Did Soviet nuclear scientists also try to persuade Soviet leadership not to develop and use nuclear weapons like Oppenheimer, Einstein, Russel and co?

by EtuMeke
restricteddata

Well, it's worth noting that Oppenheimer never tried to convince the US government not to develop nuclear weapons (he was opposed to a crash program on the H-bomb, until he wasn't), and Einstein and Russell were not really government scientists. So there are some category issues here...!

But more broadly, was there dissent to the Soviet nuclear weapons program, from without or within? In the early days, no to both — there weren't a lot of outright dissenters at all during the Stalin years, for fairly obvious reasons, but even beyond that, the general Soviet point of view, which was echoed in its scientists who worked on the program, was that whatever qualms you might have with the Soviet state, they definitely didn't want to get nuked by the United States, and the best answer to that was probably to have their own nukes. The formative idea for many Soviets in this period (including Stalin himself) was that they had let their guard down with respect to the Nazis and had almost been destroyed for it, and so getting purely defensive nuclear weapons (as they, and not the US, saw them) seemed like a no-brainer.

In the 1960s, when the Soviets had something more like strategic parity, you did get people on the inside and outside suggesting that the arms race was crazy and should be more limited. The official Soviet position was that they only participated in the arms race because the US did (and the US, in this period, still had many multiples more nuclear weapons than the USSR did), and it only takes a little bit of a push to start suggesting that both programs were equally bad. This is sort of the position that weapons designer and dissident Andrei Sakharov eventually came to; really just an extension of the official "nuke are bad but a necessary evil" line, just lopping off the qualification.

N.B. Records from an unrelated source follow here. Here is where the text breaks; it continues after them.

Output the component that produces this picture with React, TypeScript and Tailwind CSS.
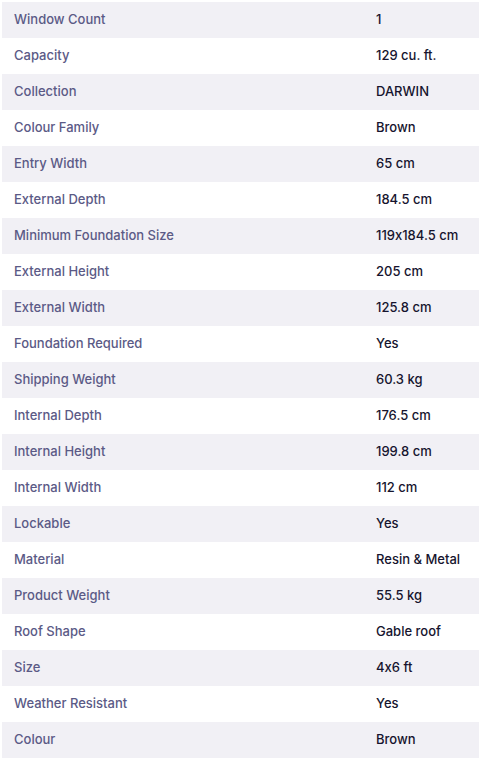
import React from "react";

const specs: [string, string][] = [
  ["Window Count", "1"],
  ["Capacity", "129 cu. ft."],
  ["Collection", "DARWIN"],
  ["Colour Family", "Brown"],
  ["Entry Width", "65 cm"],
  ["External Depth", "184.5 cm"],
  ["Minimum Foundation Size", "119x184.5 cm"],
  ["External Height", "205 cm"],
  ["External Width", "125.8 cm"],
  ["Foundation Required", "Yes"],
  ["Shipping Weight", "60.3 kg"],
  ["Internal Depth", "176.5 cm"],
  ["Internal Height", "199.8 cm"],
  ["Internal Width", "112 cm"],
  ["Lockable", "Yes"],
  ["Material", "Resin & Metal"],
  ["Product Weight", "55.5 kg"],
  ["Roof Shape", "Gable roof"],
  ["Size", "4x6 ft"],
  ["Weather Resistant", "Yes"],
  ["Colour", "Brown"],
];

export default function App() {
  return (
    <div className="bg-white pt-[2px] pl-[2px] font-['Inter',sans-serif] text-[13px] [font-feature-settings:'calt'_0]">
      <table className="w-full border-collapse">
        <tbody>
          {specs.map(([label, value], i) => (
            <tr key={label} className={i % 2 === 0 ? "bg-[#f1f0f5]" : "bg-white"}>
              <td className="h-9 w-[362px] px-3 text-[#5b5a86] font-medium">{label}</td>
              <td className="h-9 px-3 text-[#16142e] font-medium">{value}</td>
            </tr>
          ))}
        </tbody>
      </table>
    </div>
  );
}
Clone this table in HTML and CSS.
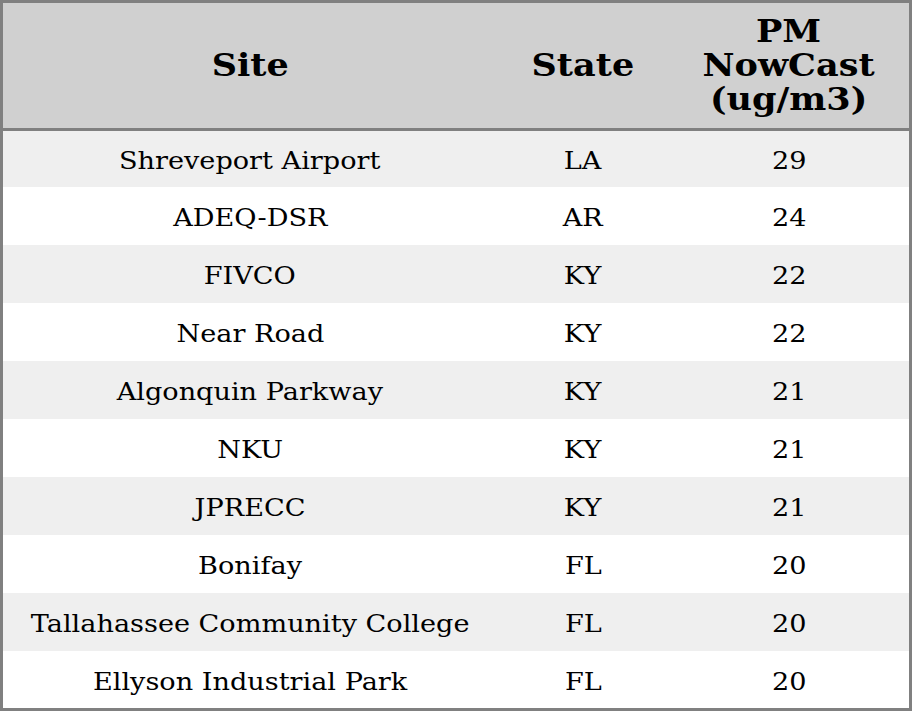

It isn't clear to me how widespread such views were. Certainly by the 1980s, with the massive heights of the arms race, coupled with the gradual increase in tolerance for points of view critical of the USSR, you see more anti-nuclear activism in the Soviet Union. Some of this, again, is actually supported by the Soviet state, because it puts the blame for nuclear weapons on the USA and casts the USSR as being purely defensive. But some of this was more broad in its criticism.

In general, in both the US and Soviet systems, the scientists who worked on these weapons systems tended to be in favor of their necessity. It is the rare scientist who actually worked on them and then went against them, and even then it was in both cases mostly scientists who had agreed they were necessary at the specific time of their creation (either to fight the Nazis and Japanese, in the US case, or to counteract the USA, in the Soviet case) who soured on them later, rather than scientists who came to the nuclear complex after the weapons had already been invented (because that is a somewhat self-selecting subset of people). In the 1960s-70s, there was some extra latitude given to dissent to Sakharov, for awhile anyway, above and beyond what the regular population would have been allowed to have, on account of his many awards and his prestige. But even he was sent into internal exile from 1980-1986. Oppenheimer lost his security clearance, and some other US scientists had their passports revoked during McCarthyism, and some got interrogated and blacklisted by HUAC, but that is the only partially comparable thing.

Overall you can say that the Soviet scientists outside the system were generally not permitted as much latitude as American ones were, but that's the case of all political disagreement. The US had a much broader independent anti-nuclear movement than the Soviet Union did, but that's not that surprising.